━━━━━ SOURCE DATA

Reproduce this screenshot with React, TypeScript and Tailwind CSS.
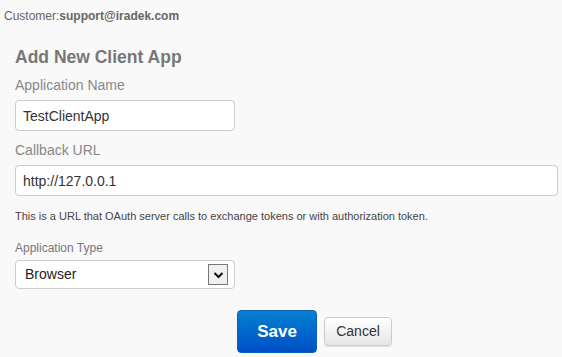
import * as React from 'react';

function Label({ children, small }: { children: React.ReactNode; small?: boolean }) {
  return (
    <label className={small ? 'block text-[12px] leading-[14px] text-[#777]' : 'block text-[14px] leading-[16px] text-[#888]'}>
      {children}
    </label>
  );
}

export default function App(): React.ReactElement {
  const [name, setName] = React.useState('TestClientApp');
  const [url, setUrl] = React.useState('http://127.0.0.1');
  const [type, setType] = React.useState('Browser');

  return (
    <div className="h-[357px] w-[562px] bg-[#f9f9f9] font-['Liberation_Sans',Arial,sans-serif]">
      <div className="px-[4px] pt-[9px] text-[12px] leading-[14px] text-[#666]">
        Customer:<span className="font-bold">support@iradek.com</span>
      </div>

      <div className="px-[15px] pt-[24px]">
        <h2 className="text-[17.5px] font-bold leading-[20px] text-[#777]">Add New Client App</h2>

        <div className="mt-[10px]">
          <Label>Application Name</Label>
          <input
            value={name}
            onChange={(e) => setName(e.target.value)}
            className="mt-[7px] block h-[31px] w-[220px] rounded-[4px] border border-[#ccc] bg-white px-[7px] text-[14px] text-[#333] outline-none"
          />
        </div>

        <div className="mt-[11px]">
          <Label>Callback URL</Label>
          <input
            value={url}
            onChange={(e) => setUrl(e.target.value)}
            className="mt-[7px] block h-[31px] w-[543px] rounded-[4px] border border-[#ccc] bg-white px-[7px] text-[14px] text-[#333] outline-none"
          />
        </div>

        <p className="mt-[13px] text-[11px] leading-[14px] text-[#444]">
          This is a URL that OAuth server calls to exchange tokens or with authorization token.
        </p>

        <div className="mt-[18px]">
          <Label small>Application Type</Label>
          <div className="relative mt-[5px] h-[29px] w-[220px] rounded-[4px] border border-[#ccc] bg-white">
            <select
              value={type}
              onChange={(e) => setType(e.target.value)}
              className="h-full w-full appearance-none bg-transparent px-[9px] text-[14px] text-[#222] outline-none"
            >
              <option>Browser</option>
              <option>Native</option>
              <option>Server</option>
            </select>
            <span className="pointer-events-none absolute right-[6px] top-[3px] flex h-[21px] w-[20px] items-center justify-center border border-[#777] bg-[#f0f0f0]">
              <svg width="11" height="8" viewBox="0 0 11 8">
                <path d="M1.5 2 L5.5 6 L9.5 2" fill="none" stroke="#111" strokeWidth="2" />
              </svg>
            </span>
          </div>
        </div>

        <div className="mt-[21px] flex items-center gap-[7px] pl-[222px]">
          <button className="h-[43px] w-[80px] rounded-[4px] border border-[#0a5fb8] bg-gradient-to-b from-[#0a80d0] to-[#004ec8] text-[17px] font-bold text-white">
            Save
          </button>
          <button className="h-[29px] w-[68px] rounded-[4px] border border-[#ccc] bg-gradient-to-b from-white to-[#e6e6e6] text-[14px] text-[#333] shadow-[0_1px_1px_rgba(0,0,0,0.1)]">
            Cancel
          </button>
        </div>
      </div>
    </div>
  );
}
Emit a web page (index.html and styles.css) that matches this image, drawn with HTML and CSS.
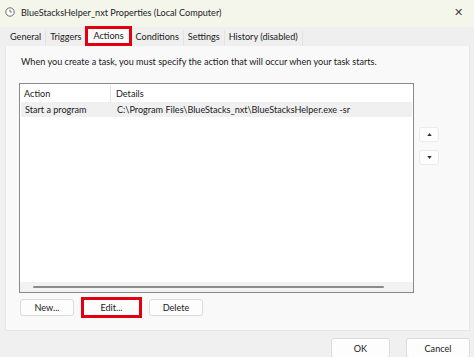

━━━━━━━━━━
━━━━━ SOURCE DATA

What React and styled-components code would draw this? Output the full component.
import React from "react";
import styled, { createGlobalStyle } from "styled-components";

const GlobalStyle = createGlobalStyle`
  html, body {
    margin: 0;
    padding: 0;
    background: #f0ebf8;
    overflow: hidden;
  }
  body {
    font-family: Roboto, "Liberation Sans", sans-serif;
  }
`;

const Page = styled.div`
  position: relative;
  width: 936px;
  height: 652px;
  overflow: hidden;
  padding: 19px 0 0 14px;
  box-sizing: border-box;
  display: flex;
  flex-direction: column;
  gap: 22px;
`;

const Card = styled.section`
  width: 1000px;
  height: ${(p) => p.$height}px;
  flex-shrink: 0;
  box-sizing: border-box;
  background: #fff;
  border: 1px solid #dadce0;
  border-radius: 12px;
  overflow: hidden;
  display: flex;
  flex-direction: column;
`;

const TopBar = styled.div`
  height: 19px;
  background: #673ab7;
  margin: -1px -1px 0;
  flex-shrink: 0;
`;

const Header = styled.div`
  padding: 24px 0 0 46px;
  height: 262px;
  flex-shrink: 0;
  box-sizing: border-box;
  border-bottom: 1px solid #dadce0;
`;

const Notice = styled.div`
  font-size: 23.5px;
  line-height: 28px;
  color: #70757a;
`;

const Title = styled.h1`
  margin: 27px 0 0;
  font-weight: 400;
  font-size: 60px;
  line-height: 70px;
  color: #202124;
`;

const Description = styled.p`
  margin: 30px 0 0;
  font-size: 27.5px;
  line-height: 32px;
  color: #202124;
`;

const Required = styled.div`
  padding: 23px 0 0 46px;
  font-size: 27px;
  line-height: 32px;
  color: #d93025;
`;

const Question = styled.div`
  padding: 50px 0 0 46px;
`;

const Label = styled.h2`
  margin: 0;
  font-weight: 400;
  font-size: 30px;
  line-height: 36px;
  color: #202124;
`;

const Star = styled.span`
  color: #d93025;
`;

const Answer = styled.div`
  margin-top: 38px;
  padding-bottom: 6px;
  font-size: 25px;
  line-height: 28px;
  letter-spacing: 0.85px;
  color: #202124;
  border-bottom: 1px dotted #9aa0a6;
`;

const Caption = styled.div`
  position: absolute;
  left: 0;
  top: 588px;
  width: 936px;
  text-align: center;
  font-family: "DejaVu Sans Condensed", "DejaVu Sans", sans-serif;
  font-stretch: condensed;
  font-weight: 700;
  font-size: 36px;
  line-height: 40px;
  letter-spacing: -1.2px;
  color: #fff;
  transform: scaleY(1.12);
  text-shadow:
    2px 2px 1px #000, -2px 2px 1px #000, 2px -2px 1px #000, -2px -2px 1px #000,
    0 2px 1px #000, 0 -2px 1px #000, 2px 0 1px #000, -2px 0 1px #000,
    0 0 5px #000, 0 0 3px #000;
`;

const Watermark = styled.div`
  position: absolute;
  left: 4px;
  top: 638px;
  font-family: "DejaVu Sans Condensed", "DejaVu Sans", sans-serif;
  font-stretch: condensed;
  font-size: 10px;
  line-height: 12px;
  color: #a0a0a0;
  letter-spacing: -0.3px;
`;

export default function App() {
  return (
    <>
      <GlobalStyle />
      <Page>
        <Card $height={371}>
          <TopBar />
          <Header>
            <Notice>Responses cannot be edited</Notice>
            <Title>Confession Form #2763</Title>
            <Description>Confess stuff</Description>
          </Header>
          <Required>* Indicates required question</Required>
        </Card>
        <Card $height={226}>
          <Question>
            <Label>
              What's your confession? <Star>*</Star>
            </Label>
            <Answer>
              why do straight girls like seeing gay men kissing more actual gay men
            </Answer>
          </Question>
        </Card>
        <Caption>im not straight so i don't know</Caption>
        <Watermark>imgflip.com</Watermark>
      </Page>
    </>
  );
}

━━━━━━━━━━

** DIRECTION **
Take every line from the data that contains the word "full".

** THE SOLUTION **
              className="h-full w-full appearance-none bg-transparent px-[9px] text-[14px] text-[#222] outline-none"
What React and styled-components code would draw this? Output the full component.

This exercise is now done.